PROMPT —
Please set down all the lines beneath this one exactly, without the pictures.

============

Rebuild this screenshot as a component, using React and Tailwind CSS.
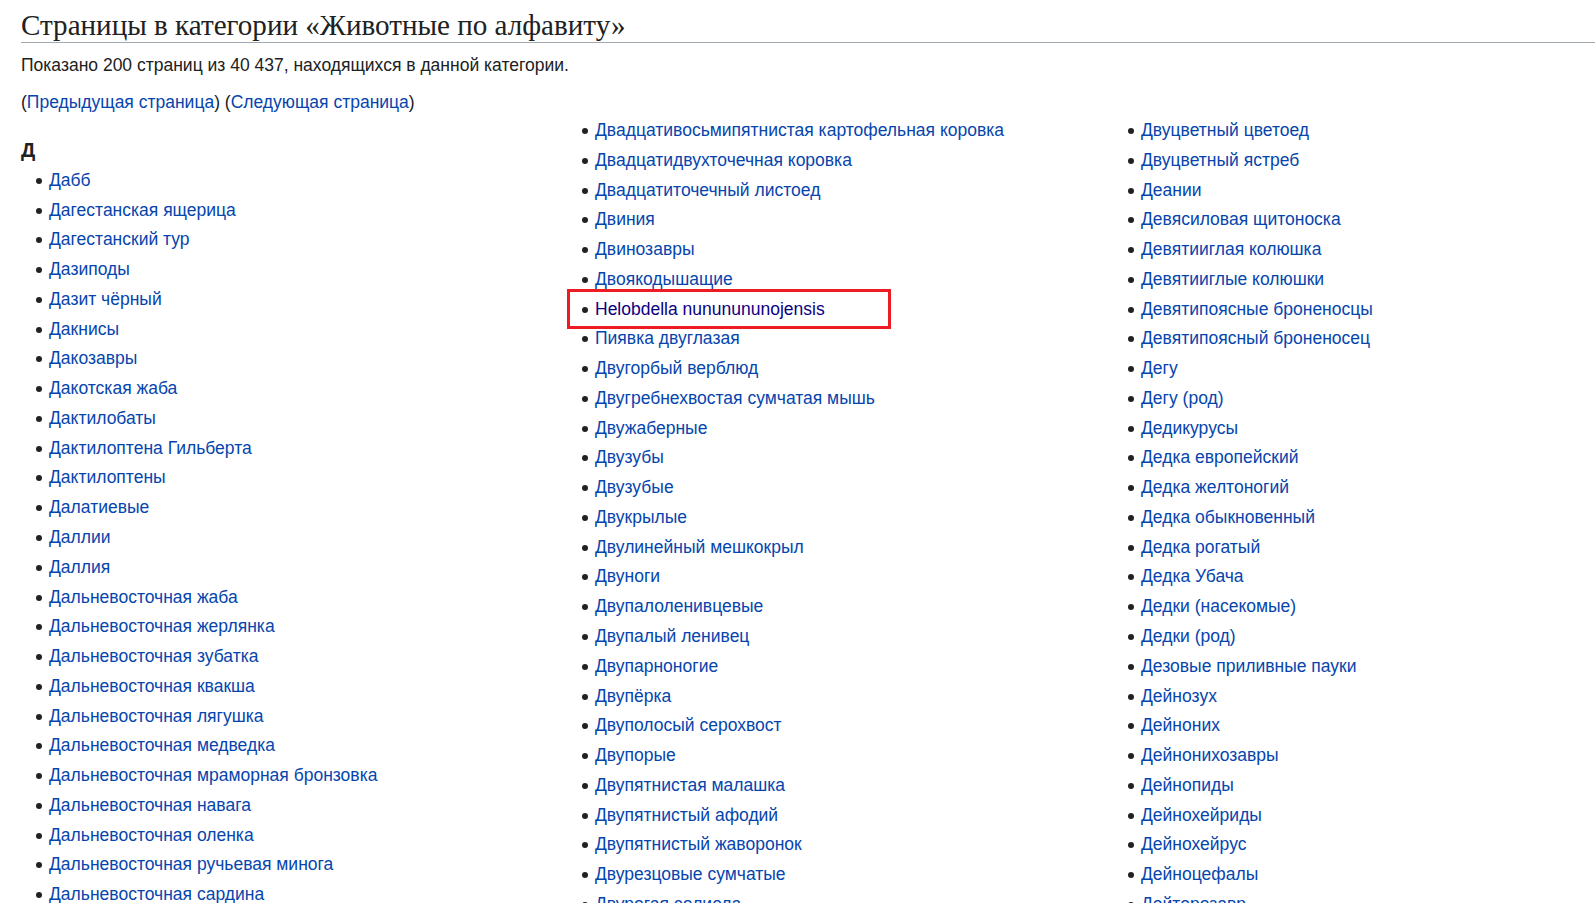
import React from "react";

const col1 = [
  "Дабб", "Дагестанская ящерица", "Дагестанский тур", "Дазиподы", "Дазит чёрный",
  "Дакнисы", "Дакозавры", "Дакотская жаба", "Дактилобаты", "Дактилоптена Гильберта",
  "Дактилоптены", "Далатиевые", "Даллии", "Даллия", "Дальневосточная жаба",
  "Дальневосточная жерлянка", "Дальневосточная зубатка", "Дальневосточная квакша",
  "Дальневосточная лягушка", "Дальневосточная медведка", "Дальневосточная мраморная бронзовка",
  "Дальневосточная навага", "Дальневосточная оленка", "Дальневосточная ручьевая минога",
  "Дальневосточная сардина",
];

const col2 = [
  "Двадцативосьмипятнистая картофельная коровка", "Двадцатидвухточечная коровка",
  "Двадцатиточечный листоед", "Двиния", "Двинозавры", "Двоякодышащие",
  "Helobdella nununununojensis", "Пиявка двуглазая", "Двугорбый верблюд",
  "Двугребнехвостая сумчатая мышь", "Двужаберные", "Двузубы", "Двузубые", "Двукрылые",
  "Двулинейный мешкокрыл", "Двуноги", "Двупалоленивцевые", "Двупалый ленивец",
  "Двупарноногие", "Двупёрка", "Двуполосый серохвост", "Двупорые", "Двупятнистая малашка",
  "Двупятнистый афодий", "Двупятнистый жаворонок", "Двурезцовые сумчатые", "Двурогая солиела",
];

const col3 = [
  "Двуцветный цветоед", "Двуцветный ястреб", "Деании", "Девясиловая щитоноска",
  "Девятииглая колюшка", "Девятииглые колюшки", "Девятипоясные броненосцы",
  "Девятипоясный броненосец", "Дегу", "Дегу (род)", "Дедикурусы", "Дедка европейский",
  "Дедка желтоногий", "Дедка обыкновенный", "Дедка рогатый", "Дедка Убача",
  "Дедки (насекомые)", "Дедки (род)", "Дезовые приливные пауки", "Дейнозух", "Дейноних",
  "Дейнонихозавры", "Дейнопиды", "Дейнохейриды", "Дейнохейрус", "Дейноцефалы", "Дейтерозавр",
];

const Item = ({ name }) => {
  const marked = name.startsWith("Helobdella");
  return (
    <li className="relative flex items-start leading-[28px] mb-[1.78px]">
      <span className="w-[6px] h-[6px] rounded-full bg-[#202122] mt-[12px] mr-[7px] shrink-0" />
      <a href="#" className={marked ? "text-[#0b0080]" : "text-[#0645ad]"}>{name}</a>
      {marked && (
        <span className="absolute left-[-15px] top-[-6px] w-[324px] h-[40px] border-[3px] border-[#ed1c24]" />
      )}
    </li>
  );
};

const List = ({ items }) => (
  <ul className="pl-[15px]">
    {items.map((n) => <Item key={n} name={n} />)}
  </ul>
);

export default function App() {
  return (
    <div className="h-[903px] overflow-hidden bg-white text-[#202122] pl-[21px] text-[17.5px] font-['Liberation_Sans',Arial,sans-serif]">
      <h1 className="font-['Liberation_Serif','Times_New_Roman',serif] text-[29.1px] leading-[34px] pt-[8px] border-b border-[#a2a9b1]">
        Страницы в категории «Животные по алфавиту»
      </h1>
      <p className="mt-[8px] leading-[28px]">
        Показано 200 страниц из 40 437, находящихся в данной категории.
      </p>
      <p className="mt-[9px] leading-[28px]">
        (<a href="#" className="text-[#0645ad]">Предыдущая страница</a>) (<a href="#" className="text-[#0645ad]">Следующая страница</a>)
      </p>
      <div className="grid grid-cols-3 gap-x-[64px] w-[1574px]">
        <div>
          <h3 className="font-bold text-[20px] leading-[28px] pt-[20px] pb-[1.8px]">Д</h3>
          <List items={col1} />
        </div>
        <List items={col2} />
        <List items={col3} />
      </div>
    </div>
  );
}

============

RESULT —
Rebuild this screenshot as a component, using React and Tailwind CSS.
import React from "react";

const col1 = [
  "Дабб", "Дагестанская ящерица", "Дагестанский тур", "Дазиподы", "Дазит чёрный",
  "Дакнисы", "Дакозавры", "Дакотская жаба", "Дактилобаты", "Дактилоптена Гильберта",
  "Дактилоптены", "Далатиевые", "Даллии", "Даллия", "Дальневосточная жаба",
  "Дальневосточная жерлянка", "Дальневосточная зубатка", "Дальневосточная квакша",
  "Дальневосточная лягушка", "Дальневосточная медведка", "Дальневосточная мраморная бронзовка",
  "Дальневосточная навага", "Дальневосточная оленка", "Дальневосточная ручьевая минога",
  "Дальневосточная сардина",
];

const col2 = [
  "Двадцативосьмипятнистая картофельная коровка", "Двадцатидвухточечная коровка",
  "Двадцатиточечный листоед", "Двиния", "Двинозавры", "Двоякодышащие",
  "Helobdella nununununojensis", "Пиявка двуглазая", "Двугорбый верблюд",
  "Двугребнехвостая сумчатая мышь", "Двужаберные", "Двузубы", "Двузубые", "Двукрылые",
  "Двулинейный мешкокрыл", "Двуноги", "Двупалоленивцевые", "Двупалый ленивец",
  "Двупарноногие", "Двупёрка", "Двуполосый серохвост", "Двупорые", "Двупятнистая малашка",
  "Двупятнистый афодий", "Двупятнистый жаворонок", "Двурезцовые сумчатые", "Двурогая солиела",
];

const col3 = [
  "Двуцветный цветоед", "Двуцветный ястреб", "Деании", "Девясиловая щитоноска",
  "Девятииглая колюшка", "Девятииглые колюшки", "Девятипоясные броненосцы",
  "Девятипоясный броненосец", "Дегу", "Дегу (род)", "Дедикурусы", "Дедка европейский",
  "Дедка желтоногий", "Дедка обыкновенный", "Дедка рогатый", "Дедка Убача",
  "Дедки (насекомые)", "Дедки (род)", "Дезовые приливные пауки", "Дейнозух", "Дейноних",
  "Дейнонихозавры", "Дейнопиды", "Дейнохейриды", "Дейнохейрус", "Дейноцефалы", "Дейтерозавр",
];

const Item = ({ name }) => {
  const marked = name.startsWith("Helobdella");
  return (
    <li className="relative flex items-start leading-[28px] mb-[1.78px]">
      <span className="w-[6px] h-[6px] rounded-full bg-[#202122] mt-[12px] mr-[7px] shrink-0" />
      <a href="#" className={marked ? "text-[#0b0080]" : "text-[#0645ad]"}>{name}</a>
      {marked && (
        <span className="absolute left-[-15px] top-[-6px] w-[324px] h-[40px] border-[3px] border-[#ed1c24]" />
      )}
    </li>
  );
};

const List = ({ items }) => (
  <ul className="pl-[15px]">
    {items.map((n) => <Item key={n} name={n} />)}
  </ul>
);

export default function App() {
  return (
    <div className="h-[903px] overflow-hidden bg-white text-[#202122] pl-[21px] text-[17.5px] font-['Liberation_Sans',Arial,sans-serif]">
      <h1 className="font-['Liberation_Serif','Times_New_Roman',serif] text-[29.1px] leading-[34px] pt-[8px] border-b border-[#a2a9b1]">
        Страницы в категории «Животные по алфавиту»
      </h1>
      <p className="mt-[8px] leading-[28px]">
        Показано 200 страниц из 40 437, находящихся в данной категории.
      </p>
      <p className="mt-[9px] leading-[28px]">
        (<a href="#" className="text-[#0645ad]">Предыдущая страница</a>) (<a href="#" className="text-[#0645ad]">Следующая страница</a>)
      </p>
      <div className="grid grid-cols-3 gap-x-[64px] w-[1574px]">
        <div>
          <h3 className="font-bold text-[20px] leading-[28px] pt-[20px] pb-[1.8px]">Д</h3>
          <List items={col1} />
        </div>
        <List items={col2} />
        <List items={col3} />
      </div>
    </div>
  );
}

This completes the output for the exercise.